Un artiste se laisse souvent connaitre uniquement à travers son oeuvre. Ce sont ses toiles, ses sculptures, qui dévoilent l’homme derrière le créateur. Tant de figures légendaires de l’Histoire de l’art restent un mystère, leur vie résumée à leur Oeuvre. Pablo Picasso est une exception. Personnage public de son temps, son visage est bien connu, mais c’est une dimension bien plus intime et personnelle qu’il nous est aujourd’hui permis de découvrir au Vieux Chalet. L’histoire commence en 1956, quand un célèbre globetrotteur, appareil photo en main, frappe à la porte de La Californie, demeure cannoise de Pablo Picasso. Il s’agit du photographe de guerre américain David Douglas Duncan, que sa vie de nomade mena dans le Sud de la France. L’épouse de Picasso le laisse entrer et le conduit auprès du peintre, alors dans son bain, qui autorise le photographe à l’immortaliser. Ainsi commence alors une longue amitié, qui se retrouve aujourd’hui figée dans le temps par quelques 25 000 clichés et huit livres, dont des fragments sont cet hiver présentés à Gstaad. Sur ces photos, le peintre ne pose jamais. En réalité, c’est tout l’inverse. La recherche des deux artistes n’est pas celle de la photographie parfaite, planifiée, mais plutôt une volonté de naturel, et de vérité. Picasso, dans son atelier, peint, dessine, sculpte, alors que Duncan l’immortalise, presque à la dérobée, sans déranger l’action qui doit être capturée.  Le photographe le dit lui-même, « Il ne m’a jamais demandé de prendre une photo », Picasso lui avait donné une seule consigne : « Vous prenez des photos, je peins. » Cette simple règle allait alors mener à une exceptionnelle documentation de son travail. Les photographies, contemporaines à la réalisation d’oeuvres aujourd’hui majeures, mais aussi de cycles de première importance dans la carrière du peintre, emmènent le spectateur dans un passé secret, dans un monde où l’artiste ne laissait pénétrer que quelques privilégiés.

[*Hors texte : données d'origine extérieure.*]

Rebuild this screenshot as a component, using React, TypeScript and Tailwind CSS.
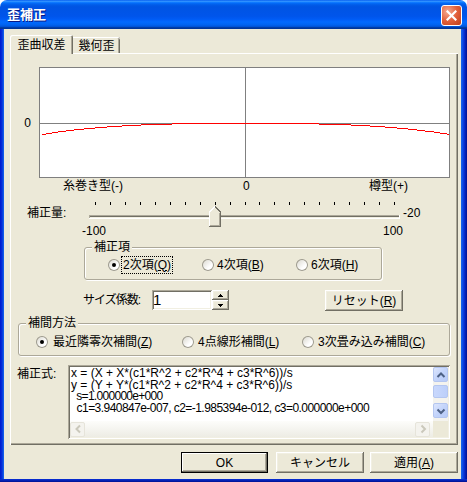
import React from 'react';

const raised =
  'shadow-[inset_-1px_-1px_0_#716f64,inset_1px_1px_0_#ffffff,inset_-2px_-2px_0_#aca899,inset_2px_2px_0_#f1efe2]';
const sunken =
  'shadow-[inset_1px_1px_0_#aca899,inset_-1px_-1px_0_#ffffff,inset_2px_2px_0_#716f64,inset_-2px_-2px_0_#f1efe2]';

// red curve, in graph pixels: [x0, x1, y]
const curve: [number, number, number][] = [
  [3, 7, 67], [7, 13, 66], [13, 19, 65], [19, 27, 64], [27, 35, 63], [35, 45, 62],
  [45, 56, 61], [56, 68, 60], [68, 83, 59], [83, 102, 58], [102, 133, 57], [133, 280, 56],
  [280, 312, 57], [312, 331, 58], [331, 346, 59], [346, 358, 60], [358, 369, 61],
  [369, 378, 62], [378, 386, 63], [386, 395, 64], [395, 401, 65], [401, 408, 66], [408, 410, 67],
];

function Graph() {
  return (
    <svg width="411" height="111" className="block shrink-0" shapeRendering="crispEdges">
      <rect x="0" y="0" width="411" height="111" fill="#ffffff" />
      <rect x="0.5" y="0.5" width="410" height="110" fill="none" stroke="#7f7f7f" />
      <rect x="1" y="56" width="409" height="1" fill="#808080" />
      <rect x="206" y="1" width="1" height="109" fill="#808080" />
      {curve.map(([a, b, y]) => (
        <rect key={a} x={a} y={y} width={b - a} height="1" fill="#ff0000" />
      ))}
    </svg>
  );
}

function Slider() {
  const ticks = Array.from({ length: 21 }, (_, i) => Math.round(6 + 14.95 * i));
  return (
    <svg width="311" height="26" className="block shrink-0 overflow-visible" shapeRendering="crispEdges">
      {ticks.map((x) => (
        <rect key={x} x={x} y="1" width="1" height="3" fill="#000000" />
      ))}
      <rect x="0" y="14" width="310" height="1" fill="#aca899" />
      <rect x="1" y="15" width="309" height="1" fill="#716f64" />
      <rect x="1" y="16" width="309" height="1" fill="#f1efe2" />
      <rect x="0" y="17" width="311" height="1" fill="#ffffff" />
      <rect x="0" y="14" width="1" height="3" fill="#aca899" />
      <rect x="310" y="14" width="1" height="4" fill="#ffffff" />
      {/* thumb at -20 */}
      <polygon points="120,25 120,11 126,5 132,11 132,25" fill="#ece9d8" />
      <polyline points="120.5,25 120.5,11 126,5.5" fill="none" stroke="#ffffff" />
      <polyline points="126,5.5 131.5,11 131.5,25.5 120,25.5" fill="none" stroke="#716f64" />
      <polyline points="130.5,11.5 130.5,24.5 121,24.5" fill="none" stroke="#aca899" />
    </svg>
  );
}

function Radio({ checked = false }: { checked?: boolean }) {
  return (
    <span className="flex h-[12px] w-[12px] shrink-0 items-center justify-center rounded-full bg-[linear-gradient(135deg,#d6d4ca_0%,#ffffff_65%)] shadow-[inset_0_0_0_1px_#9d9a8c]">
      {checked && <span className="h-[4px] w-[4px] rounded-full bg-black" />}
    </span>
  );
}

function Group({ label, className, children }: { label: string; className: string; children: React.ReactNode }) {
  return (
    <div
      className={`relative shrink-0 rounded-[3px] border border-[#aca899] shadow-[inset_1px_1px_0_#ffffff,1px_1px_0_#ffffff] ${className}`}
    >
      <span className="absolute -top-[8px] left-[7px] bg-[#ece9d8] px-[2px] leading-[14px]">{label}</span>
      {children}
    </div>
  );
}

function Button({ children, className = '', isDefault = false }: { children: React.ReactNode; className?: string; isDefault?: boolean }) {
  return (
    <div
      className={`flex shrink-0 items-center justify-center bg-[#ece9d8] ${
        isDefault
          ? 'shadow-[inset_0_0_0_1px_#000000,inset_-2px_-2px_0_#716f64,inset_2px_2px_0_#ffffff,inset_-3px_-3px_0_#aca899]'
          : raised
      } ${className}`}
    >
      {children}
    </div>
  );
}

function ScrollArrow({ dir, disabled = false, className = '' }: { dir: 'up' | 'down' | 'left' | 'right'; disabled?: boolean; className?: string }) {
  const pts = {
    up: '2.5,8 6,4.5 9.5,8',
    down: '2.5,4.5 6,8 9.5,4.5',
    left: '8,2.5 4.5,6 8,9.5',
    right: '4.5,2.5 8,6 4.5,9.5',
  }[dir];
  return (
    <div
      className={`flex shrink-0 items-center justify-center rounded-[2px] border ${
        disabled
          ? 'border-[#e6e4da] bg-[#f4f3ee]'
          : 'border-[#b4c6f0] bg-[linear-gradient(135deg,#dde6fd_0%,#c3d4fb_50%,#b7caf7_100%)]'
      } ${className}`}
    >
      <svg width="12" height="12">
        <polyline points={pts} fill="none" stroke={disabled ? '#cac8bb' : '#4d6185'} strokeWidth="2" />
      </svg>
    </div>
  );
}

function SpinArrow({ up }: { up: boolean }) {
  return (
    <div className={`flex h-[10px] items-center justify-center bg-[#ece9d8] ${raised}`}>
      <svg width="5" height="3" shapeRendering="crispEdges">
        <polygon points={up ? '2.5,0 5,3 0,3' : '0,0 5,0 2.5,3'} fill="#000000" />
      </svg>
    </div>
  );
}

export default function App() {
  return (
    <div className="h-[482px] w-[467px] bg-white font-['Liberation_Sans','Noto_Sans_CJK_JP',sans-serif] text-[12px] leading-[14px] text-black">
      <div className="flex h-full flex-col overflow-hidden rounded-t-[7px]">
        {/* title bar */}
        <div className="flex h-[29px] shrink-0 items-start justify-between bg-[linear-gradient(to_bottom,#0058ee_0%,#3593ff_4%,#288eff_6%,#127dff_8%,#036ffc_10%,#0262ee_14%,#0057e5_20%,#0054e3_24%,#0055eb_56%,#005bf5_66%,#026afe_76%,#0062ef_86%,#0052d6_92%,#0040ab_94%,#003092_100%)]">
          <span className="pl-[7px] pt-[7px] text-[13px] font-bold leading-[15px] text-white [text-shadow:1px_1px_0_#0a1883]">
            歪補正
          </span>
          <div className="mr-[5px] mt-[5px] flex h-[21px] w-[21px] items-center justify-center rounded-[3px] border border-white bg-[radial-gradient(circle_at_30%_30%,#f5ab92_0%,#e2603a_50%,#c03d19_100%)]">
            <svg width="11" height="11">
              <path d="M1.5 1.5 L9.5 9.5 M9.5 1.5 L1.5 9.5" stroke="#ffffff" strokeWidth="2.2" strokeLinecap="square" />
            </svg>
          </div>
        </div>

        <div className="flex h-[450px] shrink-0">
          <div className="w-[4px] bg-[linear-gradient(to_right,#0019cf,#0831d9,#166aee)]" />

          {/* dialog body */}
          <div className="flex w-[457px] flex-col bg-[#ece9d8] pl-[6px] pt-[6px]">
            {/* tabs */}
            <div className="flex h-[18px] shrink-0 items-start">
              <div className="relative z-10 flex h-[19px] w-[63px] items-center justify-center rounded-t-[2px] bg-[#ece9d8] shadow-[inset_1px_1px_0_#ffffff,inset_-1px_0_0_#716f64,inset_-2px_0_0_#aca899]">
                歪曲収差
              </div>
              <div className="mt-[2px] flex h-[16px] w-[47px] items-center justify-center rounded-tr-[2px] pt-[1px] shadow-[inset_0_1px_0_#ffffff,inset_-1px_0_0_#716f64,inset_-2px_0_0_#aca899]">
                幾何歪
              </div>
            </div>

            {/* tab page */}
            <div className="flex h-[392px] w-[448px] shrink-0 flex-col shadow-[inset_1px_1px_0_#ffffff,inset_-1px_-1px_0_#716f64,inset_-2px_-2px_0_#aca899]">
              <div className="mt-[14px] flex h-[111px] shrink-0 items-center">
                <span className="w-[29px] pr-[8px] text-right">0</span>
                <Graph />
              </div>

              <div className="flex h-[16px] shrink-0 leading-[16px]">
                <span className="ml-[53px] w-[180px]">糸巻き型(-)</span>
                <span className="w-[126px]">0</span>
                <span>樽型(+)</span>
              </div>

              <div className="mt-[7px] flex h-[24px] shrink-0 items-start">
                <span className="ml-[17px] w-[62px] leading-[24px]">補正量:</span>
                <Slider />
                <span className="ml-[3px] leading-[24px]">-20</span>
              </div>

              <div className="flex h-[12px] shrink-0 leading-[12px]">
                <span className="ml-[72px] w-[301px]">-100</span>
                <span>100</span>
              </div>

              <Group label="補正項" className="ml-[74px] mt-[10px] h-[33px] w-[298px]">
                <div className="flex h-full items-center pl-[23px] pt-[2px]">
                  <div className="flex w-[94px] items-center gap-[3px]">
                    <Radio checked />
                    <span className="outline-1 outline-offset-[1px] outline-dotted outline-black">
                      2次項(<u>Q</u>)
                    </span>
                  </div>
                  <div className="flex w-[94px] items-center gap-[3px]">
                    <Radio />
                    <span>
                      4次項(<u>B</u>)
                    </span>
                  </div>
                  <div className="flex items-center gap-[3px]">
                    <Radio />
                    <span>
                      6次項(<u>H</u>)
                    </span>
                  </div>
                </div>
              </Group>

              <div className="mt-[10px] flex h-[21px] shrink-0 items-start">
                <span className="ml-[73px] w-[69px] leading-[20px] tracking-[-1px]">サイズ係数:</span>
                <div className={`h-[20px] w-[60px] bg-white pl-[1px] font-['Liberation_Sans',sans-serif] text-[15px] leading-[20px] ${sunken}`}>
                  1
                </div>
                <div className="flex h-[20px] w-[17px] flex-col">
                  <SpinArrow up />
                  <SpinArrow up={false} />
                </div>
                <Button className="ml-[96px] h-[21px] w-[78px]">
                  <span>
                    リセット(<u>R</u>)
                  </span>
                </Button>
              </div>

              <Group label="補間方法" className="ml-[8px] mt-[12px] h-[33px] w-[432px]">
                <div className="flex h-full items-center pl-[17px] pt-[4px]">
                  <div className="flex w-[146px] items-center gap-[5px]">
                    <Radio checked />
                    <span>
                      最近隣零次補間(<u>Z</u>)
                    </span>
                  </div>
                  <div className="flex w-[120px] items-center gap-[4px]">
                    <Radio />
                    <span>
                      4点線形補間(<u>L</u>)
                    </span>
                  </div>
                  <div className="flex items-center gap-[4px]">
                    <Radio />
                    <span>
                      3次畳み込み補間(<u>C</u>)
                    </span>
                  </div>
                </div>
              </Group>

              <div className="mt-[9px] flex h-[74px] shrink-0">
                <span className="ml-[7px] w-[51px] pt-[2px]">補正式:</span>
                <div className={`h-[74px] w-[382px] bg-white p-[2px] ${sunken}`}>
                  <div className="grid h-full grid-cols-[1fr_15px] grid-rows-[1fr_16px]">
                    <div className="overflow-hidden whitespace-pre pl-[1px] pt-[1px] font-['Liberation_Sans',sans-serif] text-[12px] leading-[11.5px]">
                      <div>{'x = (X + X*(c1*R^2 + c2*R^4 + c3*R^6))/s'}</div>
                      <div>{'y = (Y + Y*(c1*R^2 + c2*R^4 + c3*R^6))/s'}</div>
                      <div className="tracking-[-0.7px]">{'  s=1.000000e+000'}</div>
                      <div className="tracking-[-0.55px]">{'  c1=3.940847e-007, c2=-1.985394e-012, c3=0.000000e+000'}</div>
                    </div>
                    <div className="flex flex-col bg-[#f4f3ee]">
                      <ScrollArrow dir="up" className="h-[15px] w-[15px]" />
                      <div className="h-[3px]" />
                      <div className="h-[13px] rounded-[2px] border border-[#b4c6f0] bg-[linear-gradient(to_right,#c9d8fc,#bccffa)]" />
                      <div className="h-[5px]" />
                      <ScrollArrow dir="down" className="h-[15px] w-[15px]" />
                    </div>
                    <div className="flex items-center justify-between bg-[linear-gradient(to_bottom,#fdfdfb,#edece4)]">
                      <ScrollArrow dir="left" disabled className="h-[15px] w-[15px]" />
                      <ScrollArrow dir="right" disabled className="mr-[3px] h-[15px] w-[15px]" />
                    </div>
                    <div className="bg-[#ece9d8]" />
                  </div>
                </div>
              </div>
            </div>

            {/* dialog buttons */}
            <div className="ml-[171px] mt-[7px] flex h-[21px] shrink-0">
              <Button isDefault className="h-[21px] w-[87px]">
                OK
              </Button>
              <Button className="ml-[8px] h-[21px] w-[88px]">キャンセル</Button>
              <Button className="ml-[6px] h-[21px] w-[88px]">
                <span>
                  適用(<u>A</u>)
                </span>
              </Button>
            </div>
          </div>

          <div className="w-[6px] bg-[linear-gradient(to_left,#001090,#0831d9,#166aee)]" />
        </div>
        <div className="h-[3px] shrink-0 bg-[linear-gradient(to_top,#001090,#0831d9)]" />
      </div>
    </div>
  );
}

©David Douglas Duncan, Picasso et Jacqueline dans le salon de La Californie, 1957, Villa La Californie, Cannes

Parmi les clichés exposés, nous retrouvons la présence d’un motif capital dans l’œuvre de Picasso, la corrida, dont les représentations se retrouvent sur de nombreuses photos. Les céramiques qu’il modelaient sont également omniprésentes, et certaines d’entre elles sont exposées au milieu des images, illustrant un esprit débordant de créativité, sans cesse en recherche d’expérimentation. Enfin, deux tableaux du peintre sont accrochés, tous deux représentant des portraits de son épouse, nous ramenant encore une fois au caractère très intime de cette exposition, où les photos de l’acte créatif côtoient celle d’un quotidien partagé avec sa femme, Jacqueline. Une exposition qui entrouvre les portes de ce que Duncan appelait alors le « paradis interdit du peintre ».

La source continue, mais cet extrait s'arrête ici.